Karl Eikenberry is the former U.S. Ambassador to Afghanistan and Lieutenant General, U.S. Army (retired). He is a faculty member of Schwarzman College, Tsinghua University and is a Non-Resident Fellow at the Liechtenstein Institute on Self Determination at Princeton University.
Previously, he was the Director of the U.S.-Asia Security Initiative at the Walter H. Shorenstein Asia-Pacific Research Center, Stanford University.
Prior to his arrival at Stanford, he served as the U.S. Ambassador to Afghanistan from 2009 until 2011. Before appointment as Chief of Mission in Kabul, Ambassador Eikenberry had a 35-year career in the United States Army, retiring in April 2009 with the rank of lieutenant general. His military operational posts included commander and staff officer with mechanized, light, airborne, and ranger infantry units in the continental U.S., Hawaii, Korea, Italy, and Afghanistan as the Commander of the American-led Coalition forces. He held various policy and political-military positions, including Deputy Chairman of the North Atlantic Treaty Organization (NATO) Military Committee in Brussels, Belgium; Director for Strategic Planning and Policy for U.S. Pacific Command at Camp Smith, Hawaii; U.S. Security Coordinator and Chief of the Office of Military Cooperation in Kabul, Afghanistan; and Assistant Army and later Defense Attaché at the United States Embassy in Beijing, China.

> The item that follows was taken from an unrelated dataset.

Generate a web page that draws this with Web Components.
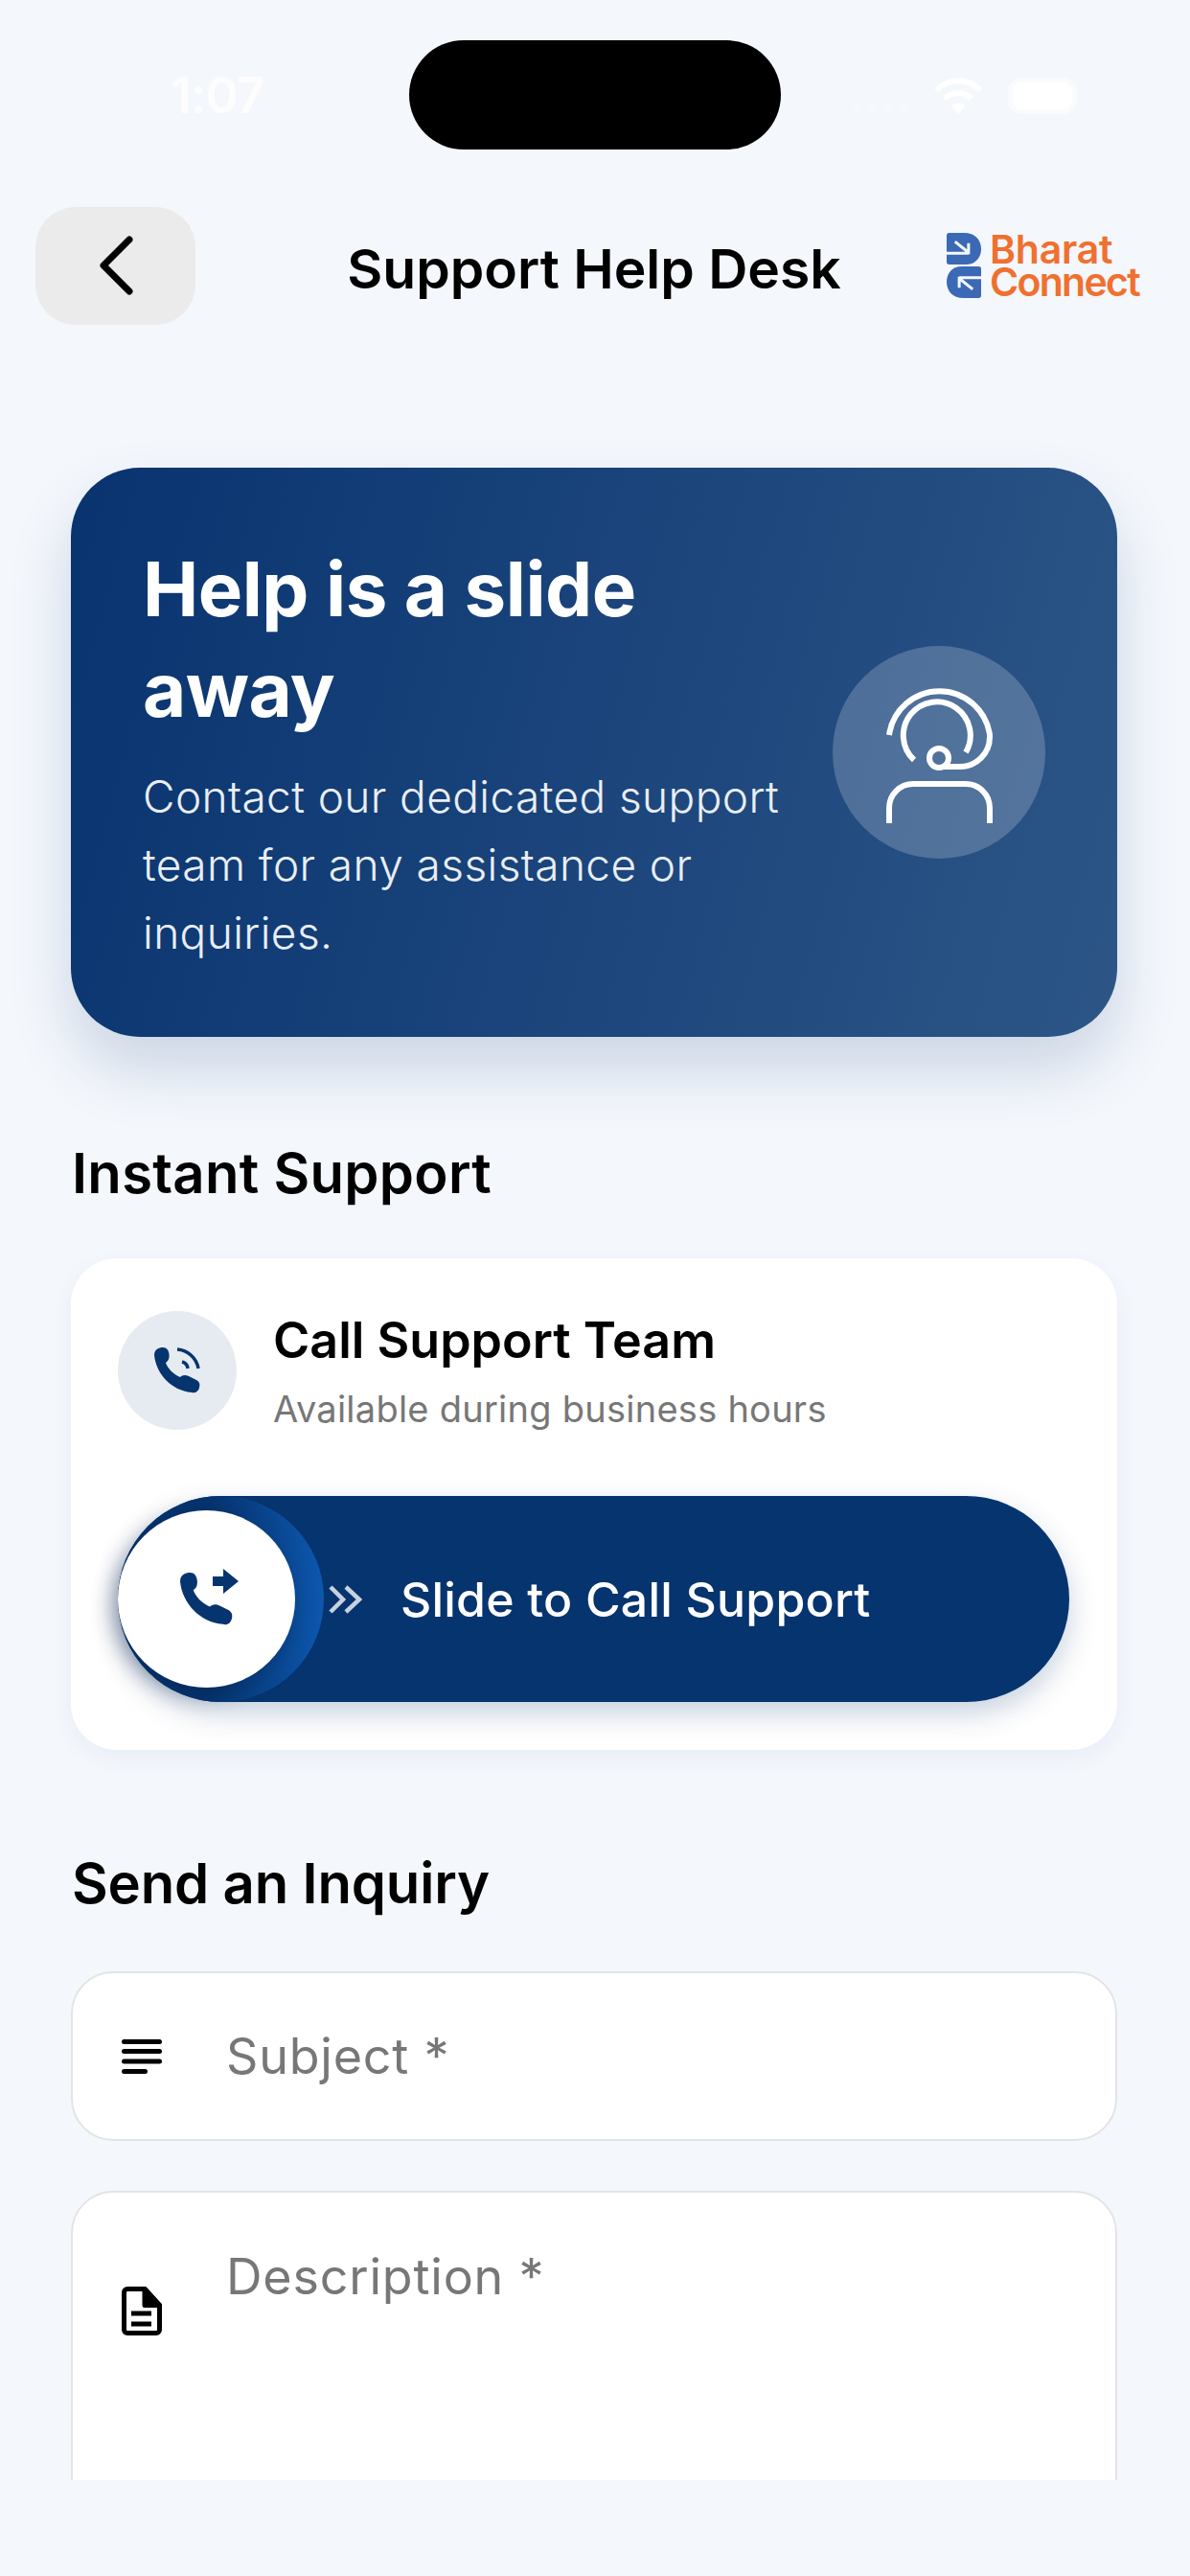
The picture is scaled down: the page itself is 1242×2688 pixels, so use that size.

He is a graduate of the U.S. Military Academy, has earned Master’s degrees from Harvard University in East Asian Studies and Stanford University in Political Science, and was a National Security Fellow at the Kennedy School of Government at Harvard. Ambassador Eikenberry earned an Interpreter’s Certificate in Mandarin Chinese from the British Foreign and Commonwealth Office while studying at the United Kingdom Ministry of Defence Chinese Language School in Hong Kong and has an Advanced Degree in Chinese History from Nanjing University in the People’s Republic of China.